In a presentation to the International Economic Development Council, Mark Muro outlines ways to build innovation in the United States. He calls for a strategy that properly uses the expertise and assets concentrated in metropolitan areas, along with stressing the importance of exports.
Good morning. I’m Mark Muro, a senior fellow at the Brookings Institution and the policy director of the Metropolitan Policy Program there, and I want to thank all of you for coming to this session on innovation and entrepreneurship.
It’s an important time for our discussion so it’s a pleasure to participate especially since the IEDC’s forums are always timely and on-point.
Anyway, what I thought would be most useful this morning is for me to say a little about the new federal push on innovation and entrepreneurship especially in regards to the strong regional flavor that runs through it.
Now, you may ask, “What could be new about innovation and entrepreneurship policy?” “Isn’t that really just the usual mix of tax policies and R&D investments at the macro end and SBA and SBIR grants and entrepreneurship training at the micro end?”

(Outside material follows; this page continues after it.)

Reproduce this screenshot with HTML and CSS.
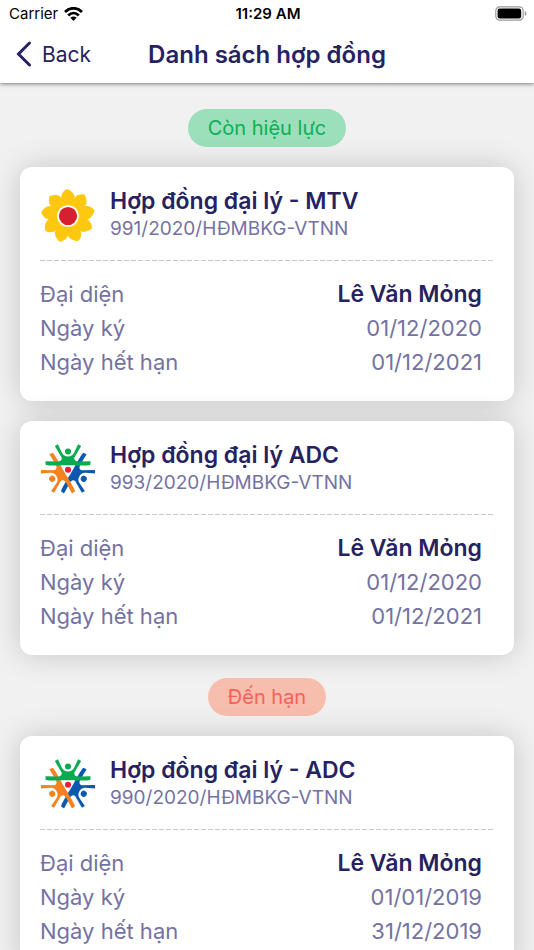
FILE: index.html
```html
<!DOCTYPE html>
<html lang="vi">

<head>
    <meta charset="UTF-8">
    <meta name="viewport" content="width=device-width, initial-scale=1.0">
    <title>Danh sách hợp đồng</title>
    <link rel="stylesheet" href="styles.css">
</head>

<body>
    <!-- shared logos -->
    <svg class="sprite" aria-hidden="true">
        <symbol id="logo-mtv" viewBox="-80 -80 160 160">
            <defs>
                <path id="petal" fill="#fdc80f" d="M-3 -80 C8 -76 19 -67 20 -56 C20 -46 14 -34 8 -22 L-8 -22 C-14 -34 -20 -46 -20 -56 C-19 -68 -12 -76 -3 -80 Z" />
            </defs>
            <circle r="42" fill="#fdc80f" />
            <use href="#petal" />
            <use href="#petal" transform="rotate(40)" />
            <use href="#petal" transform="rotate(80)" />
            <use href="#petal" transform="rotate(120)" />
            <use href="#petal" transform="rotate(160)" />
            <use href="#petal" transform="rotate(200)" />
            <use href="#petal" transform="rotate(240)" />
            <use href="#petal" transform="rotate(280)" />
            <use href="#petal" transform="rotate(320)" />
            <circle r="32" fill="#fff" />
            <circle r="27" fill="#d7202f" />
        </symbol>
        <symbol id="logo-adc" viewBox="-80 -79 160 160">
            <defs>
                <g id="person">
                    <circle cx="0" cy="-54" r="9" />
                    <path d="M-39 -70 L-30 -75 L-18 -50 C-14 -42 -8 -39 0 -39 C8 -39 14 -42 18 -50 L30 -75 L39 -70 L19 -36 C17 -27 24 -24 34 -24 L67 -25 L66 -14 C50 -11 18 -13 0 -13 C-18 -13 -50 -11 -66 -14 L-67 -25 L-34 -24 C-24 -24 -17 -27 -19 -36 Z" />
                </g>
            </defs>
            <use href="#person" fill="#0b58b0" transform="rotate(120)" />
            <use href="#person" fill="#f58220" transform="rotate(240)" />
            <use href="#person" fill="#0aaa50" />
            <circle r="9" fill="#ec1940" />
        </symbol>
    </svg>

    <header class="header">
        <div class="status-bar">
            <div class="carrier">
                <span>Carrier</span>
                <svg class="wifi" viewBox="0 0 19 14" aria-hidden="true">
                    <path fill="none" stroke="#000" stroke-width="2.8" d="M1 5 C6 0 13 0 18 5 M4.2 8.4 C7.4 5.3 11.6 5.3 14.8 8.4" />
                    <path d="M6.4 10.8 C8.3 9 10.7 9 12.6 10.8 L9.5 14 Z" />
                </svg>
            </div>
            <span class="time">11:29 AM</span>
            <svg class="battery" viewBox="0 0 32 15" aria-hidden="true">
                <rect x="0.8" y="0.8" width="27.4" height="13.4" rx="4" fill="none" stroke="#999" stroke-width="1.2" />
                <rect x="2.6" y="2.6" width="23.6" height="9.8" rx="2.2" />
                <path fill="#999" d="M29.8 5 C32 6 32 9 29.8 10 Z" />
            </svg>
        </div>
        <nav class="nav-bar">
            <button class="back" type="button">
                <svg class="chevron" viewBox="0 0 16 26" aria-hidden="true">
                    <path fill="none" stroke="#262262" stroke-width="3" stroke-linecap="round" d="M13.5 2 L2.5 13 L13.5 24" />
                </svg>
                <span>Back</span>
            </button>
            <h1>Danh sách hợp đồng</h1>
        </nav>
    </header>

    <main class="list">
        <h2 class="tag tag-active">Còn hiệu lực</h2>

        <article class="card">
            <div class="card-head">
                <svg class="logo" aria-hidden="true"><use href="#logo-mtv" /></svg>
                <div>
                    <h3>Hợp đồng đại lý - MTV</h3>
                    <p class="code">991/2020/HĐMBKG-VTNN</p>
                </div>
            </div>
            <dl class="info">
                <div class="row"><dt>Đại diện</dt><dd class="name">Lê Văn Mỏng</dd></div>
                <div class="row"><dt>Ngày ký</dt><dd>01/12/2020</dd></div>
                <div class="row"><dt>Ngày hết hạn</dt><dd>01/12/2021</dd></div>
            </dl>
        </article>

        <article class="card">
            <div class="card-head">
                <svg class="logo" aria-hidden="true"><use href="#logo-adc" /></svg>
                <div>
                    <h3>Hợp đồng đại lý ADC</h3>
                    <p class="code">993/2020/HĐMBKG-VTNN</p>
                </div>
            </div>
            <dl class="info">
                <div class="row"><dt>Đại diện</dt><dd class="name">Lê Văn Mỏng</dd></div>
                <div class="row"><dt>Ngày ký</dt><dd>01/12/2020</dd></div>
                <div class="row"><dt>Ngày hết hạn</dt><dd>01/12/2021</dd></div>
            </dl>
        </article>

        <h2 class="tag tag-expired">Đến hạn</h2>

        <article class="card">
            <div class="card-head">
                <svg class="logo" aria-hidden="true"><use href="#logo-adc" /></svg>
                <div>
                    <h3>Hợp đồng đại lý - ADC</h3>
                    <p class="code">990/2020/HĐMBKG-VTNN</p>
                </div>
            </div>
            <dl class="info">
                <div class="row"><dt>Đại diện</dt><dd class="name">Lê Văn Mỏng</dd></div>
                <div class="row"><dt>Ngày ký</dt><dd>01/01/2019</dd></div>
                <div class="row"><dt>Ngày hết hạn</dt><dd>31/12/2019</dd></div>
            </dl>
        </article>
    </main>
</body>

</html>
```
FILE: styles.css
```css
* {
    box-sizing: border-box;
}

html {
    scrollbar-width: none;
}

body {
    margin: 0;
    font-family: Inter, Roboto, sans-serif;
    background-color: #f1f1f1;
    color: #262262;
}

h1, h2, h3, p, dl, dd {
    margin: 0;
}

.sprite {
    display: block;
    width: 0;
    height: 0;
}

/* header */
.header {
    position: relative;
    background-color: #fff;
    box-shadow: 0 1px 4px rgba(0, 0, 0, 0.5);
}

.status-bar {
    display: grid;
    grid-template-columns: 1fr auto 1fr;
    align-items: center;
    height: 27px;
    padding: 0 7px 0 9px;
    font-size: 15px;
    color: #000;
}

.carrier {
    display: flex;
    align-items: center;
    gap: 6px;
}

.wifi {
    width: 19px;
    height: 14px;
}

.time {
    font-weight: 600;
}

.battery {
    width: 32px;
    height: 15px;
    justify-self: end;
}

.nav-bar {
    display: grid;
    grid-template-columns: 1fr auto 1fr;
    align-items: center;
    height: 56px;
    padding: 0 16px 2px;
}

.nav-bar h1 {
    font-size: 24px;
    font-weight: 600;
}

.back {
    display: flex;
    align-items: center;
    gap: 10px;
    padding: 0;
    border: none;
    background: none;
    font-family: inherit;
    font-size: 21px;
    color: #262262;
    cursor: pointer;
}

.chevron {
    width: 16px;
    height: 26px;
}

/* list */
.list {
    display: flex;
    flex-direction: column;
    gap: 20px;
    padding: 26px 20px;
}

.tag {
    align-self: center;
    padding: 0 20px;
    border-radius: 20px;
    font-size: 20px;
    font-weight: 400;
    line-height: 38px;
}

.tag-active {
    background-color: #9bdfbb;
    color: #0fae57;
}

.tag-expired {
    margin-top: 3px;
    background-color: #f7bdad;
    color: #f9605c;
}

.card {
    padding: 18px 20px 22px;
    border-radius: 12px;
    background-color: #fff;
    box-shadow: 0 0 30px rgba(0, 0, 0, 0.18);
}

.card-head {
    display: flex;
    align-items: center;
    gap: 15px;
    padding: 0 0 18px 1px;
    /* dashes */
    background: repeating-linear-gradient(to right, #c8c8d0 0 5px, #fff 5px 7px) bottom / 100% 1px no-repeat;
}

.logo {
    width: 54px;
    height: 54px;
    margin-top: 4px;
}

.card-head h3 {
    font-size: 23px;
    font-weight: 600;
    line-height: 30px;
}

.code {
    font-size: 19px;
    line-height: 26px;
    color: #7472a3;
}

.info {
    padding: 16px 12px 0 0;
}

.row {
    display: flex;
    justify-content: space-between;
    font-size: 22px;
    line-height: 34px;
    color: #7472a3;
}

.name {
    font-size: 23px;
    font-weight: 600;
    color: #262262;
}
```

Well, no: As it happens, the federal government really is embarking on a new path that considers not just “macro” economic policy on the one hand and micro stuff for individual firms and innovators but also the context in which they operate and the institutions that help or hinder them.
And so what want to do now is try to give you a sense of the emerging approach by, first, suggesting some of the perspective and federal policy concepts we’ve been promoting at the Metro Program; and then, second, reviewing some of the government’s responses.
After that I’ll make a few comments on where things maybe should go.